# 3.7 in the car is worth more than 4.8 stacked



## TedInTampa (Apr 5, 2017)

U2 is letting out in a few minutes, I'm trying to plug in my GPS for that location, get a 3.7....first surge in over a month. Spend 10 minutes searching for her, finally get her in and delivered...a bit of a language barrier, but I wanted it. As I'm taking her, I get a 4.8 stacked. Drop her off, head to a Jesuit High school, No one there, but it is a large area, so 10 minutes looking, $3.75. 4.8 surge 3 blocks away...U2 concert. Go to the pin, call text, holler, 10 minutes, cancel no show $3.60 (it was XL, so .15 less for a cancel) 97 second cancel that would bedevil me, regular fare from 3 who waited out the surge. $2 and an iced coffee tip...


----------



## Trafficat (Dec 19, 2016)

No cancel fee?
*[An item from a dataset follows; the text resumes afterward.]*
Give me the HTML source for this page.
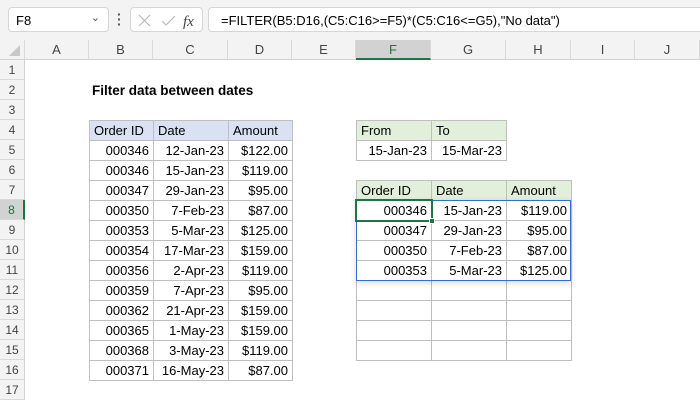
<!DOCTYPE html>
<html><head><meta charset="utf-8"><style>
*{box-sizing:border-box;margin:0;padding:0}
body{width:700px;height:400px;overflow:hidden;background:#fff;font-family:"Liberation Sans",Arial,sans-serif;font-size:13px;color:#000;position:relative}
.top{position:absolute;left:0;top:0;width:700px;height:40px;background:#f3f3f3}
.nb{position:absolute;left:8px;top:7px;width:101px;height:25px;background:#fff;border:1px solid #d6d6d6;border-radius:4px;padding:5px 0 0 7px;font-size:13px}
.fb{position:absolute;left:130px;top:7px;width:73px;height:25px;background:#fff;border:1px solid #d6d6d6;border-radius:4px}
.fx{position:absolute;left:208px;top:7px;width:500px;height:25px;background:#fff;border:1px solid #d6d6d6;border-radius:4px;padding:5px 0 0 12px;font-size:13px}
.ch{position:absolute;top:40px;height:20px;background:#f3f3f3;border-right:1px solid #d9d9d9;border-bottom:1px solid #d0d0d0;text-align:center;line-height:19px;color:#444;font-size:13px}
.rh{position:absolute;left:0;width:25px;height:20px;background:#f3f3f3;border-bottom:1px solid #d9d9d9;border-right:1px solid #d0d0d0;text-align:center;line-height:20px;color:#444;font-size:12px}
table{position:absolute;border-collapse:collapse;font-size:13px}
td{border:1px solid #bfbfbf;height:20px;padding:0 4px;white-space:nowrap;line-height:18px}
td.r{text-align:right}
.hb td{background:#d9e1f2}
.hg td{background:#e2efda}
</style></head><body>
<div class="top"></div>
<div class="nb">F8<span style="position:absolute;right:8px;top:3px;font-size:11px;color:#555">&#8964;</span></div>
<div style="position:absolute;left:117px;top:12px;width:3px;height:16px;color:#555;font-size:14px;line-height:5px;font-weight:bold">·<br>·<br>·</div>
<div class="fb"><svg width="73" height="25" style="position:absolute;left:0;top:0"><path d="M8 7l11 11M19 7L8 18" stroke="#bbb" stroke-width="1.2" fill="none"/><path d="M31 13l4 4 9-9" stroke="#bbb" stroke-width="1.2" fill="none"/><text x="52" y="18" font-family="Liberation Serif" font-style="italic" font-size="15" fill="#444">fx</text></svg></div>
<div class="fx">=FILTER(B5:D16,(C5:C16&gt;=F5)*(C5:C16&lt;=G5),"No data")</div>
<div class="ch" style="left:0;width:25px"><svg width="25" height="20" style="position:absolute;left:0;top:0"><path d="M20 16L20 5 9 16z" fill="#c8c8c8"/></svg></div>
<div class="ch" style="left:25px;width:64px">A</div>
<div class="ch" style="left:89px;width:64px">B</div>
<div class="ch" style="left:153px;width:75px">C</div>
<div class="ch" style="left:228px;width:64px">D</div>
<div class="ch" style="left:292px;width:64px">E</div>
<div class="ch" style="left:356px;width:75px;background:#d2d2d2;border-bottom:2px solid #217346;color:#217346">F</div>
<div class="ch" style="left:431px;width:75px">G</div>
<div class="ch" style="left:506px;width:65px">H</div>
<div class="ch" style="left:571px;width:64px">I</div>
<div class="ch" style="left:635px;width:65px">J</div>
<div class="rh" style="top:60px">1</div><div class="rh" style="top:80px">2</div><div class="rh" style="top:100px">3</div><div class="rh" style="top:120px">4</div><div class="rh" style="top:140px">5</div><div class="rh" style="top:160px">6</div><div class="rh" style="top:180px">7</div><div class="rh" style="top:200px;background:#d2d2d2;border-right:2px solid #217346;color:#217346">8</div><div class="rh" style="top:220px">9</div><div class="rh" style="top:240px">10</div><div class="rh" style="top:260px">11</div><div class="rh" style="top:280px">12</div><div class="rh" style="top:300px">13</div><div class="rh" style="top:320px">14</div><div class="rh" style="top:340px">15</div><div class="rh" style="top:360px">16</div><div class="rh" style="top:380px">17</div>
<div style="position:absolute;left:92px;top:83px;font-weight:bold;font-size:13.5px">Filter data between dates</div>
<table style="left:89px;top:120px">
<colgroup><col style="width:64px"><col style="width:75px"><col style="width:64px"></colgroup>
<tr class="hb"><td>Order ID</td><td>Date</td><td>Amount</td></tr>
<tr><td class="r">000346</td><td class="r">12-Jan-23</td><td class="r">$122.00</td></tr>
<tr><td class="r">000346</td><td class="r">15-Jan-23</td><td class="r">$119.00</td></tr>
<tr><td class="r">000347</td><td class="r">29-Jan-23</td><td class="r">$95.00</td></tr>
<tr><td class="r">000350</td><td class="r">7-Feb-23</td><td class="r">$87.00</td></tr>
<tr><td class="r">000353</td><td class="r">5-Mar-23</td><td class="r">$125.00</td></tr>
<tr><td class="r">000354</td><td class="r">17-Mar-23</td><td class="r">$159.00</td></tr>
<tr><td class="r">000356</td><td class="r">2-Apr-23</td><td class="r">$119.00</td></tr>
<tr><td class="r">000359</td><td class="r">7-Apr-23</td><td class="r">$95.00</td></tr>
<tr><td class="r">000362</td><td class="r">21-Apr-23</td><td class="r">$159.00</td></tr>
<tr><td class="r">000365</td><td class="r">1-May-23</td><td class="r">$159.00</td></tr>
<tr><td class="r">000368</td><td class="r">3-May-23</td><td class="r">$119.00</td></tr>
<tr><td class="r">000371</td><td class="r">16-May-23</td><td class="r">$87.00</td></tr>
</table>
<table style="left:356px;top:120px">
<colgroup><col style="width:75px"><col style="width:75px"></colgroup>
<tr class="hg"><td>From</td><td>To</td></tr>
<tr><td class="r">15-Jan-23</td><td class="r">15-Mar-23</td></tr>
</table>
<table style="left:356px;top:180px">
<colgroup><col style="width:75px"><col style="width:75px"><col style="width:65px"></colgroup>
<tr class="hg"><td>Order ID</td><td>Date</td><td>Amount</td></tr>
<tr><td class="r">000346</td><td class="r">15-Jan-23</td><td class="r">$119.00</td></tr>
<tr><td class="r">000347</td><td class="r">29-Jan-23</td><td class="r">$95.00</td></tr>
<tr><td class="r">000350</td><td class="r">7-Feb-23</td><td class="r">$87.00</td></tr>
<tr><td class="r">000353</td><td class="r">5-Mar-23</td><td class="r">$125.00</td></tr>
<tr><td></td><td></td><td></td></tr>
<tr><td></td><td></td><td></td></tr>
<tr><td></td><td></td><td></td></tr>
<tr><td></td><td></td><td></td></tr>
</table>
<div style="position:absolute;left:356px;top:200px;width:215px;height:81px;border:1px solid #2e6fd0;box-shadow:0 2px 6px rgba(0,0,0,0.15)"></div>
<div style="position:absolute;left:355px;top:199px;width:78px;height:23px;border:2px solid #217346"></div>
<div style="position:absolute;left:429px;top:218px;width:6px;height:6px;background:#217346;border:1px solid #fff"></div>
</body></html>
Did you complain to Uber and they still did not correct it?


----------



## TedInTampa (Apr 5, 2017)

Ah, corrected my post after a phone call...such a hectic night. It was a 97 second cancel...forgot all about it, and spent hours trying to get $3.75 for it.
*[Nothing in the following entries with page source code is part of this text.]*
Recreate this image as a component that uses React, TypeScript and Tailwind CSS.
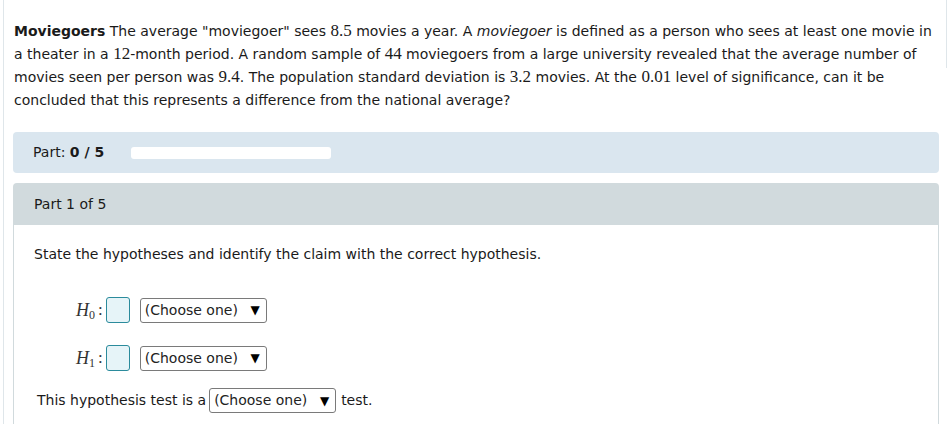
import React from "react";

const font = { fontFamily: "'DejaVu Sans', Verdana, sans-serif" };

function M({ children }: { children: React.ReactNode }) {
  return <span className="font-['Liberation_Serif',serif] text-[17px] leading-none">{children}</span>;
}

function Hyp({ sub }: { sub: string }) {
  return (
    <div className="flex items-center h-[26px]">
      <span className="font-['Liberation_Serif',serif] italic text-[18px] text-[#333]">H</span>
      <span className="font-['Liberation_Serif',serif] text-[12px] text-[#333] mt-[10px]">{sub}</span>
      <span className="font-['Liberation_Serif',serif] text-[17px] text-[#333] ml-[3px] mr-[3px]">:</span>
      <span className="h-[26px] w-[24px] rounded-[3px] border border-[#2b8b9c] bg-[#e6f4f8]" />
      <Select className="ml-[10px]" />
    </div>
  );
}

function Select({ className = "" }: { className?: string }) {
  return (
    <span
      className={`flex h-[25px] w-[127px] items-center justify-between rounded-[3px] border border-[#7a7a7a] bg-white pl-[4px] pr-[6px] text-[14px] text-[#222] ${className}`}
    >
      <span>(Choose one)</span>
      <span className="text-[12px] text-black">▼</span>
    </span>
  );
}

export default function App() {
  return (
    <div className="h-[424px] w-[949px] overflow-hidden bg-white text-[14px] text-[#1a1a1a]" style={font}>
      <div className="relative ml-[3px] mr-[10px] h-full border-l border-[#dfe6ea] pl-[9px]">
        <div className="absolute right-[-8px] top-0 h-[68px] w-px bg-[#dfe6ea]" />
        <p className="pl-px pt-[20px] pr-[2px] leading-[23px]">
          <b>Moviegoers</b> The average "moviegoer" sees <M>8.5</M> movies a year. A <i>moviegoer</i> is defined as a person
          who sees at least one movie in a theater in a <M>12</M>-month period. A random sample of <M>44</M> moviegoers
          from a large university revealed that the average number of movies seen per person was <M>9.4</M>. The
          population standard deviation is <M>3.2</M> movies. At the <M>0.01</M> level of significance, can it be
          concluded that this represents a difference from the national average?
        </p>

        <div className="mt-[20px] flex h-[41px] items-center rounded-[4px] bg-[#dae6ef] pl-[20px]">
          <span>
            Part: <b>0 / 5</b>
          </span>
          <span className="ml-[27px] h-[12px] w-[200px] rounded-[3px] bg-white" />
        </div>

        <div className="mt-[10px] flex h-[42px] items-center rounded-t-[4px] bg-[#d1dadd] pl-[21px]">Part 1 of 5</div>
        <div className="h-[200px] border-x border-[#d1dadd] pl-[20px]">
          <div className="pt-[19px]">State the hypotheses and identify the claim with the correct hypothesis.</div>
          <div className="ml-[42px] mt-[32px] flex flex-col gap-[22px]">
            <Hyp sub="0" />
            <Hyp sub="1" />
          </div>
          <div className="mt-[17px] flex items-center pl-[3px]">
            <span>This hypothesis test is a</span>
            <Select className="ml-[3px]" />
            <span className="ml-[5px]">test.</span>
          </div>
        </div>
      </div>
    </div>
  );
}
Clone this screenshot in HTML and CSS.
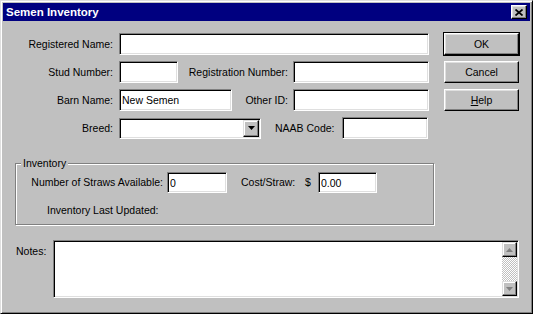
FILE: index.html
```html
<!DOCTYPE html>
<html lang="en">
<head>
    <meta charset="UTF-8">
    <title>Semen Inventory</title>
    <link rel="stylesheet" href="styles.css">
</head>
<body>
    <div class="window">
        <div class="titlebar">
            <span class="title">Semen Inventory</span>
            <span class="close-btn">
                <svg width="8" height="7" viewBox="0 0 8 7"><path d="M0.5 0.5l7 6M7.5 0.5l-7 6" stroke="#000" stroke-width="1.7"/></svg>
            </span>
        </div>

        <div class="client">
            <div class="top">
                <div class="fields">
                    <div class="row">
                        <label class="lbl lbl-main">Registered Name:</label>
                        <input class="field" style="width:310px" type="text" value="">
                    </div>
                    <div class="row">
                        <label class="lbl lbl-main">Stud Number:</label>
                        <input class="field" style="width:59px" type="text" value="">
                        <label class="lbl lbl-mid" style="width:110px">Registration Number:</label>
                        <input class="field" style="width:136px" type="text" value="">
                    </div>
                    <div class="row">
                        <label class="lbl lbl-main">Barn Name:</label>
                        <input class="field" style="width:113px" type="text" value="New Semen">
                        <label class="lbl lbl-mid" style="width:56px">Other ID:</label>
                        <input class="field" style="width:136px" type="text" value="">
                    </div>
                    <div class="row">
                        <label class="lbl lbl-main">Breed:</label>
                        <div class="select">
                            <span class="select-val"></span>
                            <span class="select-btn">
                                <svg width="7" height="4" viewBox="0 0 7 4"><path d="M0 0h7L3.5 4z" fill="#000"/></svg>
                            </span>
                        </div>
                        <label class="lbl lbl-naab">NAAB Code:</label>
                        <input class="field" style="width:86px" type="text" value="">
                    </div>
                </div>

                <div class="buttons">
                    <button class="btn default">OK</button>
                    <button class="btn">Cancel</button>
                    <button class="btn"><u>H</u>elp</button>
                </div>
            </div>

            <div class="group">
                <span class="group-title">Inventory</span>
                <div class="g-row">
                    <label class="lbl lbl-straws">Number of Straws Available:</label>
                    <input class="field" style="width:60px" type="text" value="0">
                    <label class="lbl lbl-cost">Cost/Straw:</label>
                    <span class="dollar">$</span>
                    <input class="field" style="width:59px" type="text" value="0.00">
                </div>
                <div class="g-row2">Inventory Last Updated:</div>
            </div>

            <div class="notes">
                <label class="lbl notes-lbl">Notes:</label>
                <div class="memo">
                    <div class="memo-text"></div>
                    <div class="scrollbar">
                        <span class="sb-btn">
                            <svg width="7" height="4" viewBox="0 0 7 4"><path d="M3.5 0L7 4H0z" fill="#808080"/></svg>
                        </span>
                        <span class="sb-track"></span>
                        <span class="sb-btn">
                            <svg width="7" height="4" viewBox="0 0 7 4"><path d="M0 0h7L3.5 4z" fill="#808080"/></svg>
                        </span>
                    </div>
                </div>
            </div>
        </div>
    </div>
</body>
</html>
```

FILE: styles.css
```css
:root {
    --face: #c0c0c0;
    --shadow: #808080;
    --light: #dfdfdf;
    --title: #000080;
}

* {
    margin: 0;
    padding: 0;
    box-sizing: border-box;
}

body {
    font-family: "Liberation Sans", Arial, sans-serif;
    font-size: 10.5px;
    line-height: 13px;
    color: #000;
    background: var(--face);
}

.window {
    width: 533px;
    height: 314px;
    background: var(--face);
    border: 1px solid;
    border-color: var(--light) #000 #000 var(--light);
    box-shadow: inset 1px 1px #fff, inset -1px -1px var(--shadow);
    padding: 2px;
}

.titlebar {
    height: 18px;
    background: var(--title);
    color: #fff;
    display: flex;
    align-items: center;
    justify-content: space-between;
    padding: 0 3px;
}

.title {
    font-weight: bold;
    font-size: 11.5px;
}

.close-btn {
    width: 16px;
    height: 14px;
    background: var(--face);
    border: 1px solid;
    border-color: #fff #000 #000 #fff;
    box-shadow: inset -1px -1px var(--shadow), inset 1px 1px var(--light);
    display: flex;
    align-items: center;
    justify-content: center;
}

.client {
    padding: 12px 0 0 7px;
}

.top {
    display: flex;
}

.fields {
    width: 419px;
    display: flex;
    flex-direction: column;
    gap: 6px;
}

.row {
    display: flex;
    align-items: center;
    height: 22px;
}

.lbl {
    flex: none;
    white-space: nowrap;
}

.lbl-main {
    width: 103px;
    text-align: right;
    margin-right: 6px;
}

.lbl-mid {
    text-align: right;
    margin-right: 5px;
}

.lbl-naab {
    margin-left: 14px;
    width: 62px;
    margin-right: 5px;
}

.field {
    flex: none;
    height: 22px;
    background: #fff;
    border: 1px solid;
    border-color: var(--shadow) #fff #fff var(--shadow);
    box-shadow: inset 1px 1px #000, inset -1px -1px var(--light);
    font: inherit;
    color: #000;
    padding: 0 2px;
    outline: none;
}

.select {
    flex: none;
    width: 142px;
    height: 21px;
    display: flex;
    background: #fff;
    border: 1px solid;
    border-color: var(--shadow) #fff #fff var(--shadow);
    box-shadow: inset 1px 1px #000, inset -1px -1px var(--light);
    padding: 1px;
}

.select-val {
    flex: 1;
}

.select-btn {
    width: 16px;
    background: var(--face);
    border: 1px solid;
    border-color: var(--light) #000 #000 var(--light);
    box-shadow: inset -1px -1px var(--shadow), inset 1px 1px #fff;
    display: flex;
    align-items: center;
    justify-content: center;
}

.buttons {
    margin-left: 15px;
    width: 75px;
    display: flex;
    flex-direction: column;
    gap: 6px;
}

.btn {
    height: 22px;
    font: inherit;
    color: #000;
    background: var(--face);
    border: 1px solid;
    border-color: #fff #000 #000 #fff;
    box-shadow: inset -1px -1px var(--shadow), inset 1px 1px var(--light);
}

.btn.default {
    outline: 1px solid #000;
}

/* Inventory group box */
.group {
    margin: 24px 0 0 5px;
    width: 419px;
    height: 62px;
    border: 1px solid var(--shadow);
    box-shadow: 1px 1px #fff, inset 1px 1px #fff;
    padding-left: 13px;
}

.group-title {
    display: table;
    margin: -7px 0 0 -8px;
    padding: 0 2px;
    background: var(--face);
}

.g-row {
    display: flex;
    align-items: center;
    height: 21px;
    margin-top: 2px;
}

.g-row .field {
    height: 21px;
}

.lbl-straws {
    width: 134px;
    text-align: right;
    margin-right: 4px;
}

.lbl-cost {
    margin-left: 14px;
    width: 58px;
}

.dollar {
    margin-left: 6px;
    width: 7px;
    margin-right: 6px;
}

.g-row2 {
    margin: 11px 0 0 18px;
}

/* Notes */
.notes {
    display: flex;
    margin-top: 15px;
}

.notes-lbl {
    width: 37px;
    margin-left: 6px;
    padding-top: 5px;
}

.memo {
    width: 466px;
    height: 58px;
    display: flex;
    background: #fff;
    border: 1px solid;
    border-color: var(--shadow) #fff #fff var(--shadow);
    box-shadow: inset 1px 1px #000, inset -1px -1px var(--light);
    padding: 1px;
}

.memo-text {
    flex: 1;
}

.scrollbar {
    width: 15px;
    display: flex;
    flex-direction: column;
    background: repeating-conic-gradient(var(--face) 0 25%, #fff 0 50%) 0 0 / 2px 2px;
}

.sb-btn {
    flex: none;
    height: 15px;
    background: var(--face);
    border: 1px solid;
    border-color: var(--light) #000 #000 var(--light);
    box-shadow: inset -1px -1px var(--shadow), inset 1px 1px #fff;
    display: flex;
    align-items: center;
    justify-content: center;
}

.sb-track {
    flex: 1;
}
```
Just got off the phone, and he pointed out I was paid for 2 of the 3 cancels...wait, what? Oh, I had been trying to get paid on the wrong one. I had been paid on the right one. Goes to show form letters suck, phone calls are helpful.


----------



## uberebu (Jan 13, 2017)

Am I the only one that realizes that we drivers are likely the ones that are footing the bill for this baby boomer thing, yes a phone operator to call. Were they playing 80's music in the background? It's so totally retro-hipster. I'm going to have to dig out my brick phone for this one. Last time I whipped that brick out a 25 year old programmer kid I had in my car from Silverlake gave me an Entertaining Driver badge.

I guess that would explain their move towards half the fare pie. Kinda sucks for those that don't end up using it. Cuz they still gonna pay for it just the same.


----------